How can researchers and practitioners in China benefit from participation in ACM and the ACM China Council?
Since the foundation of ACM China Council in 2009, in the past 10 years, we’ve built more than 20 city-based chapters and more than 10 ACM Special Interest Group (SIG) chapters in China. These chapters are very active. For example, ACM SIGCSE China, chaired by Zhang Ming at Peking University, works with ACM China members on curricular recommendations in Computer Science, Software Engineering and Artificial Intelligence. The ACM China chapters also help to provide online learning resources and courses for ACM China members. Other SIG China chapters—SIGAI, SIGMOD, SIGCOMM, SIGMOBILE, SIGBIO, SIGMM, SIGSAC, SIGOPS—also have a lot of tutorials and workshops for researchers and practitioners in China.
Together with the more than 20 city chapters in China—especially with support from Nanjing, Hefei, Chengdu, Shanghai, Chongqing, Xi’an, Da Lian, Beijing, Harbin, Taiyuan, Tianjin, Jinan, Tsingtao, and Lanzhou Chapters—the ACM China Council has organized the ACM Turing Award Celebration Conference in China (ACM TURC) annually since 2017. 1,500 ACM China members have attended each conference. Many ACM A.M. Turing Award laureates deliver talks at this event; at past conferences Vinton Cerf, Raj Reddy, John Hopcroft, Leslie Valiant, and Andrew Yao have visited us. Former ACM Presidents Alexander Wolf and Vicki Hanson also joined the event and delivered talks. In a nutshell, by being part of the ACM family, researchers and practitioners in China are provided exciting tools and resources to advance their career and enrich their knowledge, while at the same time connecting their computing peers.

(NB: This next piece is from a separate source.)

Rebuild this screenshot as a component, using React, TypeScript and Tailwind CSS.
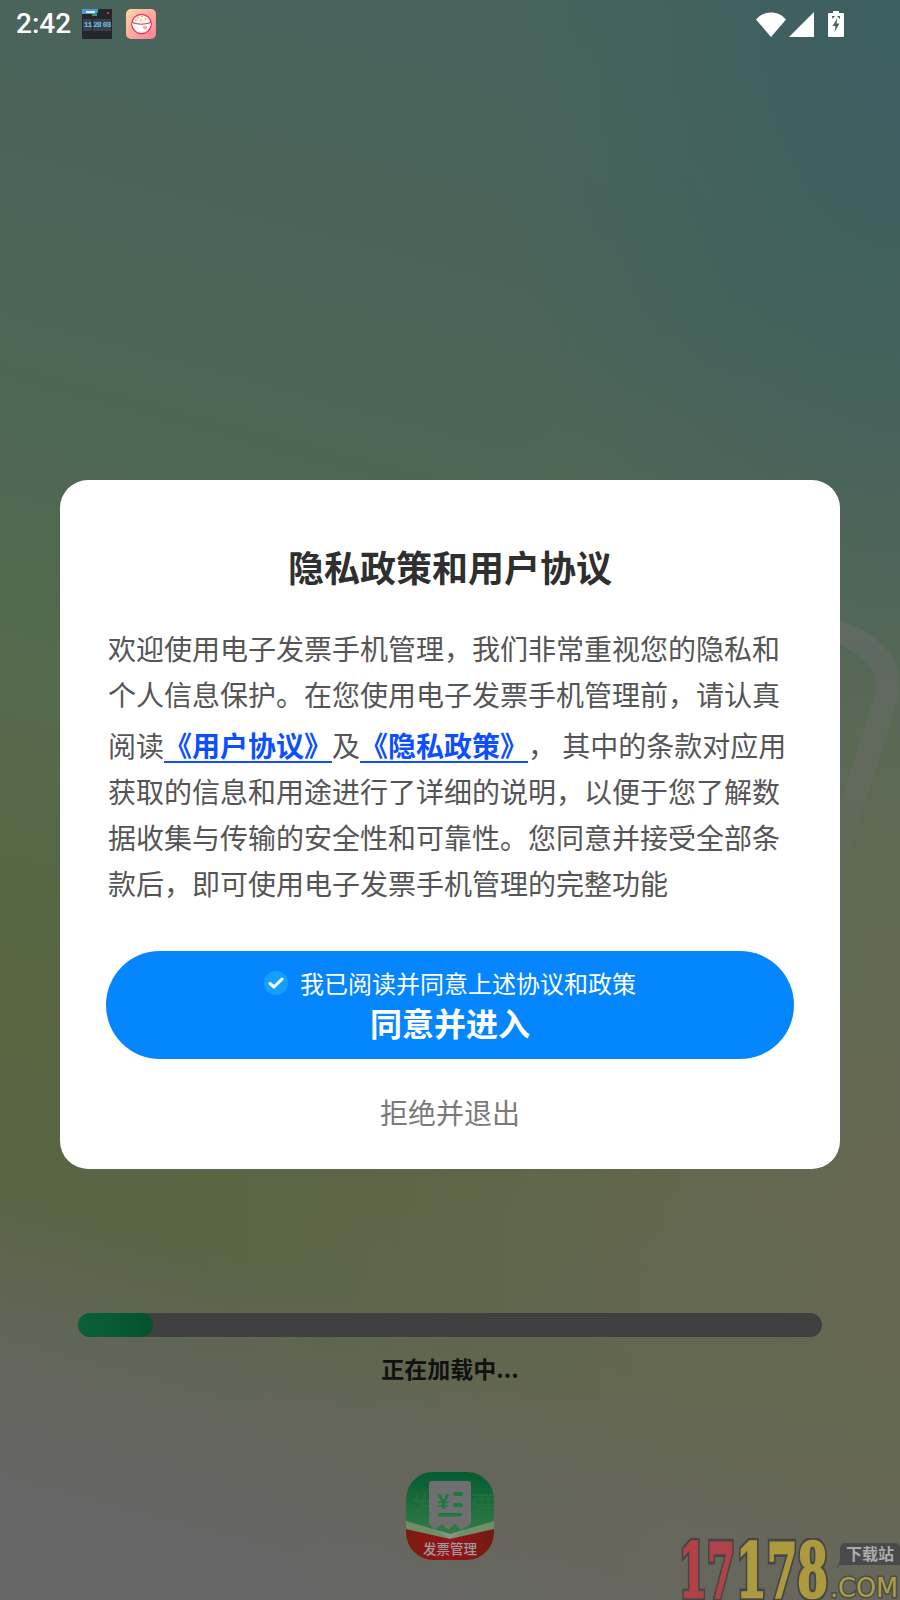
const CJK = '[font-family:"Noto_Sans_CJK_SC","Noto_Sans",sans-serif]'

function CalendarIcon() {
  return (
    <div className="relative h-[30px] w-[30px] bg-[#25262b]">
      <div className="absolute left-0 top-0 flex h-[5px] w-[16px] items-center justify-center rounded-br-[3px] bg-[#4a97dc]">
        <div className="h-[2px] w-[9px] bg-[#dcecff]" />
      </div>
      <div className="absolute left-[10px] top-[5px] h-[2px] w-[5px] bg-[#3f9a4a]" />
      <div className="absolute right-[3px] top-[3px] h-[2px] w-[2px] bg-[#e8352e]" />
      <div className="absolute left-0 top-[10px] flex w-full justify-between px-[1px]">
        {['11', '28', '03'].map((v) => (
          <span
            key={v}
            className="flex h-[12px] w-[9px] items-center justify-center bg-[#3c3f47] font-['Liberation_Mono',monospace] text-[8px] font-bold leading-none tracking-[-1px] text-[#62c0f2]"
          >
            {v}
          </span>
        ))}
      </div>
    </div>
  )
}

function RiceIcon() {
  return (
    <svg width="30" height="30" viewBox="0 0 30 30">
      <defs>
        <linearGradient id="rice" x1="0" y1="0" x2="1" y2="1">
          <stop offset="0" stopColor="#fdd7a8" />
          <stop offset="1" stopColor="#fe7f95" />
        </linearGradient>
      </defs>
      <rect width="30" height="30" rx="5" fill="url(#rice)" />
      <circle cx="15.500" cy="15" r="9.700" fill="#fdf3e6" stroke="#e8305f" strokeWidth="1.300" />
      <path d="M6 13.500q9.500 3 19 0l-.5 3a9.500 9 0 0 1-18 0z" fill="#fff" />
      <path d="M6 13.500q9.500 3.500 19 0" fill="none" stroke="#e8305f" strokeWidth="1.200" />
      <circle cx="12" cy="8.500" r="0.800" fill="#d9a05c" />
      <circle cx="16" cy="7.500" r="0.800" fill="#d9a05c" />
      <circle cx="19.500" cy="10" r="0.800" fill="#d9a05c" />
      <circle cx="10" cy="11" r="0.800" fill="#d9a05c" />
      <circle cx="15" cy="11" r="0.800" fill="#d9a05c" />
      <circle cx="19" cy="18.500" r="2" fill="#f7a3b4" />
    </svg>
  )
}

function StatusIcons() {
  return (
    <div className="flex items-center">
      <svg width="30" height="25" viewBox="0 0 30 25" fill="#fff">
        <path d="M0 7.500C4 3 9 .5 15 .5s11 2.500 15 7L15 25z" />
      </svg>
      <svg width="25" height="25" viewBox="0 0 25 25" fill="#fff" className="ml-[3px]">
        <path d="M25 0v25H0z" />
      </svg>
      <svg width="16" height="26" viewBox="0 0 16 26" className="ml-[14px]">
        <path d="M5 0h6v2h4a1 1 0 0 1 1 1v22a1 1 0 0 1-1 1H1a1 1 0 0 1-1-1V3a1 1 0 0 1 1-1h4z" fill="#fff" />
        <path d="M9.500 7 4.500 15h3l-1 6 5-8.500h-3z" fill="#46635f" />
        <path d="M4 5h3L4.500 8zM9 5h3v3z" fill="#46635f" />
      </svg>
    </div>
  )
}

function AppLogo() {
  return (
    <svg width="88" height="88" viewBox="0 0 88 88">
      <defs>
        <clipPath id="squircle">
          <rect width="88" height="88" rx="27" />
        </clipPath>
        <linearGradient id="green" x1="0" y1="0" x2="0" y2="1">
          <stop offset="0" stopColor="#055c31" />
          <stop offset="0.65" stopColor="#2f7a45" />
        </linearGradient>
        <linearGradient id="red" x1="0" y1="0" x2="1" y2="0">
          <stop offset="0" stopColor="#7a1c10" />
          <stop offset="0.5" stopColor="#97141a" />
          <stop offset="1" stopColor="#701c10" />
        </linearGradient>
      </defs>
      <g clipPath="url(#squircle)">
        <rect width="88" height="88" fill="url(#green)" />
        <text x="4" y="46" fontFamily="Noto Sans CJK SC, sans-serif" fontSize="30" fill="#2a7344" opacity="0.6">发</text>
        <text x="64" y="46" fontFamily="Noto Sans CJK SC, sans-serif" fontSize="30" fill="#2a7344" opacity="0.6">票</text>
        <path d="M0 49 44 62 88 49v39H0z" fill="#6f8f68" />
        <path d="M44 62 30 58 44 67 58 58z" fill="#8a8f88" />
        <path d="M0 57 44 67 88 57v31H0z" fill="url(#red)" />
      </g>
      <path d="M26 9h36a3 3 0 0 1 3 3v40l-10 6-6-6-7 6-6-6-7 6-6-6V12a3 3 0 0 1 3-3z" fill="#6f6f6f" />
      <text x="37" y="37" textAnchor="middle" fontFamily="Liberation Sans, sans-serif" fontWeight="700" fontSize="22" fill="#1c7a41">¥</text>
      <rect x="47" y="20" width="10" height="4" rx="2" fill="#1c7a41" />
      <rect x="47" y="31" width="10" height="4" rx="2" fill="#1c7a41" />
      <rect x="32" y="41" width="24" height="3.500" rx="1.700" fill="#1c7a41" />
      <text x="44" y="82" textAnchor="middle" fontFamily="Noto Sans CJK SC, sans-serif" fontWeight="500" fontSize="13.500" fill="#9c9c9c">发票管理</text>
    </svg>
  )
}

function Watermark() {
  return (
    <svg width="222" height="62" viewBox="0 0 222 62" className="absolute bottom-0 right-0">
      <g fontFamily="DejaVu Serif, serif" fontWeight="700" strokeLinejoin="miter" fontSize="74">
        <text x="1" y="59" fill="#474747" stroke="#474747" strokeWidth="8" textLength="56" lengthAdjust="spacingAndGlyphs">17</text>
        <text x="58" y="59" fill="#474747" stroke="#474747" strokeWidth="8" textLength="92" lengthAdjust="spacingAndGlyphs">178</text>
        <text x="1" y="59" fill="#b04349" stroke="#b04349" strokeWidth="2.500" textLength="56" lengthAdjust="spacingAndGlyphs">17</text>
        <text x="58" y="59" fill="#ad9a3f" stroke="#ad9a3f" strokeWidth="2.500" textLength="92" lengthAdjust="spacingAndGlyphs">178</text>
      </g>
      <text x="152" y="59" fontFamily="DejaVu Sans, sans-serif" fontSize="26" fill="#a8a040" stroke="#4c4c4c" strokeWidth="3" paintOrder="stroke" textLength="68" lengthAdjust="spacingAndGlyphs">.COM</text>
      <path d="M167 5h50a5 5 0 0 1 5 5v17h-60l-3 3 3-8V10a5 5 0 0 1 5-5z" fill="#4a4a4a" />
      <text x="192" y="22" textAnchor="middle" fontFamily="Noto Sans CJK SC, sans-serif" fontWeight="700" fontSize="16" fill="#ababab">下载站</text>
    </svg>
  )
}

export default function App() {
  return (
    <div className={`relative h-[1600px] w-[900px] overflow-hidden bg-[radial-gradient(ellipse_at_100%_0%,#3c5f60_0%,rgba(60,95,96,0)_32%),radial-gradient(ellipse_at_100%_76%,rgba(112,106,92,0.65)_0%,rgba(112,106,92,0)_55%),linear-gradient(195deg,#48645f_0%,#4a6459_20%,#4e6754_35%,#556a4c_50%,#586540_67%,#596545_78%,#62655a_86%,#666666_94%,#666666_100%)] ${CJK}`}>
      {/* faint logo stroke behind the dialog */}
      <svg width="100" height="300" viewBox="0 0 100 300" fill="none" className="absolute right-0 top-[600px]">
        <defs>
          <linearGradient id="swoosh" gradientUnits="userSpaceOnUse" x1="0" y1="0" x2="0" y2="290">
            <stop offset="0" stopColor="#6c6c6c" stopOpacity="0.55" />
            <stop offset="0.6" stopColor="#6c6c6c" stopOpacity="0.35" />
            <stop offset="1" stopColor="#6c6c6c" stopOpacity="0" />
          </linearGradient>
        </defs>
        <path d="M0 25C55 30 95 55 87 95L25 290" stroke="url(#swoosh)" strokeWidth="23" />
      </svg>

      <div className="relative flex h-[48px] items-center justify-between pl-[16px] pr-[56px]">
        <div className="flex items-center">
          <span className="font-['Roboto',sans-serif] text-[28px] font-medium leading-none text-white">2:42</span>
          <div className="ml-[11px]"><CalendarIcon /></div>
          <div className="ml-[14px]"><RiceIcon /></div>
        </div>
        <StatusIcons />
      </div>

      <div className="relative mx-[60px] mt-[432px] flex h-[689px] flex-col items-center rounded-[28px] bg-white px-[46px]">
        <h1 className="mt-[59px] text-[36px] font-bold leading-[54px] text-[#2f2f2f]">隐私政策和用户协议</h1>
        <p className="mt-[32px] w-[690px] self-start pl-[2px] text-[28px] leading-[46px] text-[#555555] [text-spacing-trim:space-all]">
          欢迎使用电子发票手机管理，我们非常重视您的隐私和个人信息保护。在您使用电子发票手机管理前，请认真阅读
          <span className="inline-block h-[40px] w-0" />
          <a className="font-bold text-[#0d4fff] underline underline-offset-[4px]">《用户协议》</a>
          及
          <a className="font-bold text-[#0d4fff] underline underline-offset-[4px]">《隐私政策》</a>
          ， 其中的条款对应用获取的信息和用途进行了详细的说明，以便于您了解数据收集与传输的安全性和可靠性。您同意并接受全部条款后，即可使用电子发票手机管理的完整功能
        </p>
        <button className="mt-[45px] flex h-[108px] w-[688px] shrink-0 flex-col items-center justify-center rounded-full bg-[#0586ff] pb-[2px] text-white">
          <span className="flex items-center text-[24px] leading-[36px]">
            <span className="mr-[12px] flex h-[24px] w-[24px] items-center justify-center rounded-full bg-[#14a0ff]">
              <svg width="16" height="14" viewBox="0 0 16 14" fill="none">
                <path d="M2 7.500 6 11 14 3" stroke="#fff" strokeWidth="3" strokeLinecap="round" strokeLinejoin="round" />
              </svg>
            </span>
            我已阅读并同意上述协议和政策
          </span>
          <span className="text-[32px] font-bold leading-[42px]">同意并进入</span>
        </button>
        <span className="mt-[33px] text-[28px] leading-[40px] text-[#7a7a7a]">拒绝并退出</span>
      </div>

      <div className="relative mx-[78px] mt-[144px] h-[24px] overflow-hidden rounded-full bg-[#404040]">
        <div className="h-full w-[75px] rounded-full bg-[linear-gradient(90deg,#0b6136,#04512c)]" />
      </div>
      <div className="relative mt-[15px] text-center text-[23px] font-bold leading-[32px] text-[#111]">正在加载中...</div>
      <div className="relative mt-[88px] flex justify-center">
        <AppLogo />
      </div>

      <Watermark />
    </div>
  )
}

Yunhao Liu is the MSU Foundation Professor and Chair of the Department of Computer Science and Engineering at Michigan State University. He also holds the Chang Jiang Chair Professorship and served as the Dean of the School of Software at Tsinghua University (Beijing). His research interests include Internet of Things, pervasive computing and localization, sensor networks/radio frequency identification (RFID), and distributed systems.
Liu’s honors include receiving the ACM Presidential Award, ACM MobiCom Best Paper Award, China National Natural Science Award, NSF China National Distinguished Young Scholar Award, and China Computer Congress IoT Young Achievement Award. His publications include the book Location, Localization, and Localizability, and the textbook Introduction to Internet of Things (in Chinese). Liu was named an ACM Fellow for contributions to sensor networks and IoT. He is the Editor-in-Chief of ACM Transactions on Sensor Networks and is the Honorary Chair of the ACM China Council.